## [Data provided]
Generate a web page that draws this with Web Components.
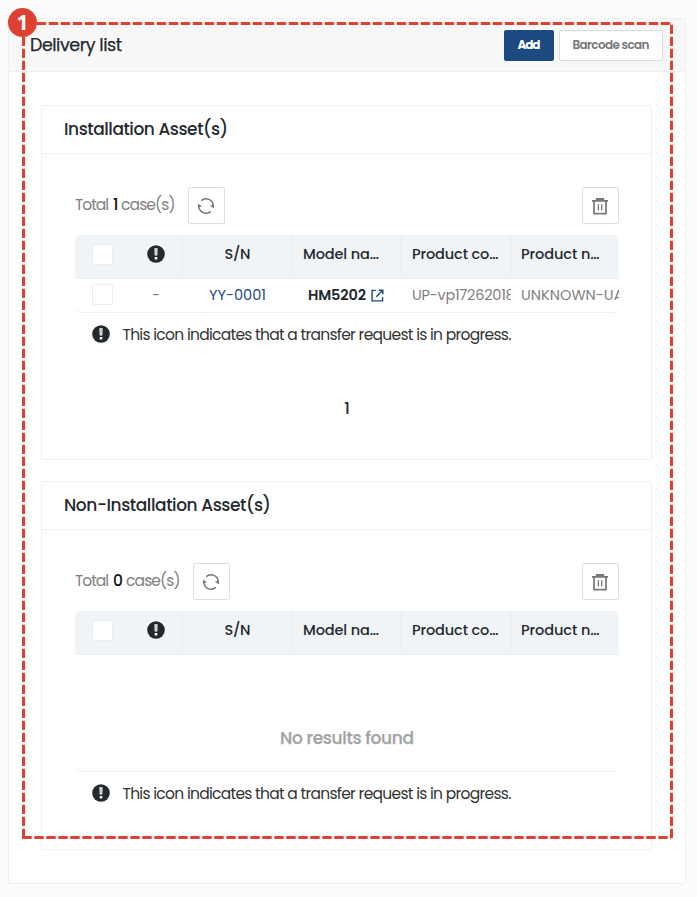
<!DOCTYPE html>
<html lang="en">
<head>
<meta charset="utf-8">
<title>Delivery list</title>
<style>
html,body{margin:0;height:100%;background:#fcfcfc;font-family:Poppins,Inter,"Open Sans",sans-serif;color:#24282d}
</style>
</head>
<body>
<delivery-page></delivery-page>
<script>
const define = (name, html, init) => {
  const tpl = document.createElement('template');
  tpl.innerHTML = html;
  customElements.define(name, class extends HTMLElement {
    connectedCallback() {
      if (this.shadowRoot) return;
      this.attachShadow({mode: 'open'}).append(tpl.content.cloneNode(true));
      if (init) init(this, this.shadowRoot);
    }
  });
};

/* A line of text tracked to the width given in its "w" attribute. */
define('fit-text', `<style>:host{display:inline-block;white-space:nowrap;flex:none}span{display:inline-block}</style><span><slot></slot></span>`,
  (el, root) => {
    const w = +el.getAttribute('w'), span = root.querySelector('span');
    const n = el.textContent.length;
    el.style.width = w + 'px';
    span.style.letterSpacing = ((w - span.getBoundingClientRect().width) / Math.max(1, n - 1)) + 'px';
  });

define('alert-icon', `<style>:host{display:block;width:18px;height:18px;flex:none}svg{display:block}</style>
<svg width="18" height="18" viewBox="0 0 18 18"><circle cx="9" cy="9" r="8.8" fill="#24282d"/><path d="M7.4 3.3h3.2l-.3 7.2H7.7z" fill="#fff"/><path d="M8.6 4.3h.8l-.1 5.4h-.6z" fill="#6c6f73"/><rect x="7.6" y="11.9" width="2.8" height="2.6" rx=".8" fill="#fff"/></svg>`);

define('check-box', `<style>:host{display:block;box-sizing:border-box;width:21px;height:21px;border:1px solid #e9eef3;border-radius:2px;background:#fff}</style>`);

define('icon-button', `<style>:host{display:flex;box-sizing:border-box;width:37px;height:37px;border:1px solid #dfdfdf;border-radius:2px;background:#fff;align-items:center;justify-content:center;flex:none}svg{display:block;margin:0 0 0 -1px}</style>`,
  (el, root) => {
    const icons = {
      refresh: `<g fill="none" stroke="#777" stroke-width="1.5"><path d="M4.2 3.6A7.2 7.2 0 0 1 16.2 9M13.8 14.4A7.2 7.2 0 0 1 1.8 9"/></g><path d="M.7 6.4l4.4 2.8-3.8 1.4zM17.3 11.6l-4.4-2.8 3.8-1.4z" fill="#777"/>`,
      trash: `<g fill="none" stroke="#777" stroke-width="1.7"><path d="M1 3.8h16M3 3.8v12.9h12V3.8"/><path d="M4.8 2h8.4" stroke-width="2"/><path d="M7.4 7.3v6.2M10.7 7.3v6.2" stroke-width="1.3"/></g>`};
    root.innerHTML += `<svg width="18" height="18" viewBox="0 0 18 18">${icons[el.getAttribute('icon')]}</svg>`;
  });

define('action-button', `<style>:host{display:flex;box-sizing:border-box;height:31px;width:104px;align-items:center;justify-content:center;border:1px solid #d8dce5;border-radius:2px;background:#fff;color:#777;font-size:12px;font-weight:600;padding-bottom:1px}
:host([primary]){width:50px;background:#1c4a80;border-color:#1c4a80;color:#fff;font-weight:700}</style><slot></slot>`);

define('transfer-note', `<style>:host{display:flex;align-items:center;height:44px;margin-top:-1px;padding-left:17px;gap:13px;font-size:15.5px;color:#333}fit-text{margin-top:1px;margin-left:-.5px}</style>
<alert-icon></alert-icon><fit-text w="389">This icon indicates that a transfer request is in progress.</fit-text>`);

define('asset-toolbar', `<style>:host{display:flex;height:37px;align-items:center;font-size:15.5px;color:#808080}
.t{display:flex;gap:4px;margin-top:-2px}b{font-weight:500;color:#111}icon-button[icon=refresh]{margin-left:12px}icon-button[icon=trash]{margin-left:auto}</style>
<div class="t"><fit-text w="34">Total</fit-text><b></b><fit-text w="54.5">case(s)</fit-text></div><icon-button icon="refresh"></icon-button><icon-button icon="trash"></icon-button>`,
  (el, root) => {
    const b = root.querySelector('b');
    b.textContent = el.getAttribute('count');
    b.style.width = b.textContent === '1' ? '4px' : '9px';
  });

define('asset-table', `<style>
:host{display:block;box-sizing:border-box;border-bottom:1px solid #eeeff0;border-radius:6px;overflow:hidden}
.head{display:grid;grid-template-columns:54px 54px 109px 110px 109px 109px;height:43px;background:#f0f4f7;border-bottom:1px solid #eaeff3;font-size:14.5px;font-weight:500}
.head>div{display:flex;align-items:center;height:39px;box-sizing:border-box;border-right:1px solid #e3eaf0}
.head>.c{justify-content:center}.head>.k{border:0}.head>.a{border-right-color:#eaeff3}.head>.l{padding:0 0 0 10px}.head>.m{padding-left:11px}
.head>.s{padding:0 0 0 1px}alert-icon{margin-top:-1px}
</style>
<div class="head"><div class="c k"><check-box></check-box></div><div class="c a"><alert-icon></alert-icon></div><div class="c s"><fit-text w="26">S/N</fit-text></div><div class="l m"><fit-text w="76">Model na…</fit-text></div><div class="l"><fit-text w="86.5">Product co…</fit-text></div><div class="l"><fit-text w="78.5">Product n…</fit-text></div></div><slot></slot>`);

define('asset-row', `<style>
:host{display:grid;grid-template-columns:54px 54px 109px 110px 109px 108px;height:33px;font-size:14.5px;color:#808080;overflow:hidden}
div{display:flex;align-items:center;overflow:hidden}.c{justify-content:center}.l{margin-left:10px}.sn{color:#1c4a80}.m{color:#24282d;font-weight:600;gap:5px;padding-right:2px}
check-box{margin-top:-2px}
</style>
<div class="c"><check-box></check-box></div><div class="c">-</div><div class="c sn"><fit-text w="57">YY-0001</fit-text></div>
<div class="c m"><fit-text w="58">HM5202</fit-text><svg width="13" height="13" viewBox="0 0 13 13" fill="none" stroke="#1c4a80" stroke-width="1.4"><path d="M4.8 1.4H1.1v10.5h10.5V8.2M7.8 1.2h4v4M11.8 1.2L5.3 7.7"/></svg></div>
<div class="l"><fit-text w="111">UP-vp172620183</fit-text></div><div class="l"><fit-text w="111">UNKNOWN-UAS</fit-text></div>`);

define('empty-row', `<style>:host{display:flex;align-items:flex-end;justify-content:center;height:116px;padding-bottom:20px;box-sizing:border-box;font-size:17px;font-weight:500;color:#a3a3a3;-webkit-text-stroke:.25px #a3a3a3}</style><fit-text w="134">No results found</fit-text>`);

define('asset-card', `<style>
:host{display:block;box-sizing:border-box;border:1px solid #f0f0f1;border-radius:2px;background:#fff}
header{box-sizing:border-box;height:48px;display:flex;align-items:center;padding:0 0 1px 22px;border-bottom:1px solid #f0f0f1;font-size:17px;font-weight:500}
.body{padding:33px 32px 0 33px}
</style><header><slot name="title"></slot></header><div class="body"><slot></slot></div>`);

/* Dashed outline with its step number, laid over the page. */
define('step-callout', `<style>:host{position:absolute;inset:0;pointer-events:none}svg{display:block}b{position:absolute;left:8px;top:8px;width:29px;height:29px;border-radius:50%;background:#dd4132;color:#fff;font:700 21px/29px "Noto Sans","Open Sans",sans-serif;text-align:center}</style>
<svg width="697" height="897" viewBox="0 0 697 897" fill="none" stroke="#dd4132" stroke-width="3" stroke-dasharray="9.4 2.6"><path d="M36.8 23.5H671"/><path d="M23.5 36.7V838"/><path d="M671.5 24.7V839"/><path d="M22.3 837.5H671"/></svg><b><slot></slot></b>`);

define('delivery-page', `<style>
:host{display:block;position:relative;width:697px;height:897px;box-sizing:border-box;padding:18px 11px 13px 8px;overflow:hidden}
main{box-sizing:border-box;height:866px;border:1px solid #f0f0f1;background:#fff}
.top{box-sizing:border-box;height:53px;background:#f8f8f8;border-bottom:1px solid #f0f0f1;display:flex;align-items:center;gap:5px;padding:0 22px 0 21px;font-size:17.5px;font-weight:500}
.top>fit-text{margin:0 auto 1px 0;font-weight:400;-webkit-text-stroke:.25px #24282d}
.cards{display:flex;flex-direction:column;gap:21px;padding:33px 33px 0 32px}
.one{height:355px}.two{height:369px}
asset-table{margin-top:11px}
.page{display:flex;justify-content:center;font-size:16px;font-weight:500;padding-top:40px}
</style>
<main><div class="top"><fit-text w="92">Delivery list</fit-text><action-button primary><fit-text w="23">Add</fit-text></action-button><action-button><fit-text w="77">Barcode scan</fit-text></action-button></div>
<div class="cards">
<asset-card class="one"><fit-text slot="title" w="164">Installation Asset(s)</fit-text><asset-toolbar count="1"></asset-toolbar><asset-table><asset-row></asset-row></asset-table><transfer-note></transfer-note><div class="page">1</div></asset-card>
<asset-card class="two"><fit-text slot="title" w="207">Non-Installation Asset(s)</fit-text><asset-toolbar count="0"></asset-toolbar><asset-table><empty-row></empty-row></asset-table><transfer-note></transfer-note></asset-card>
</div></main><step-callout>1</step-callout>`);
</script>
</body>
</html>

## [Short exercise]
List each line holding the string "with".

## [Answer for this exercise]
Generate a web page that draws this with Web Components.
/* Dashed outline with its step number, laid over the page. */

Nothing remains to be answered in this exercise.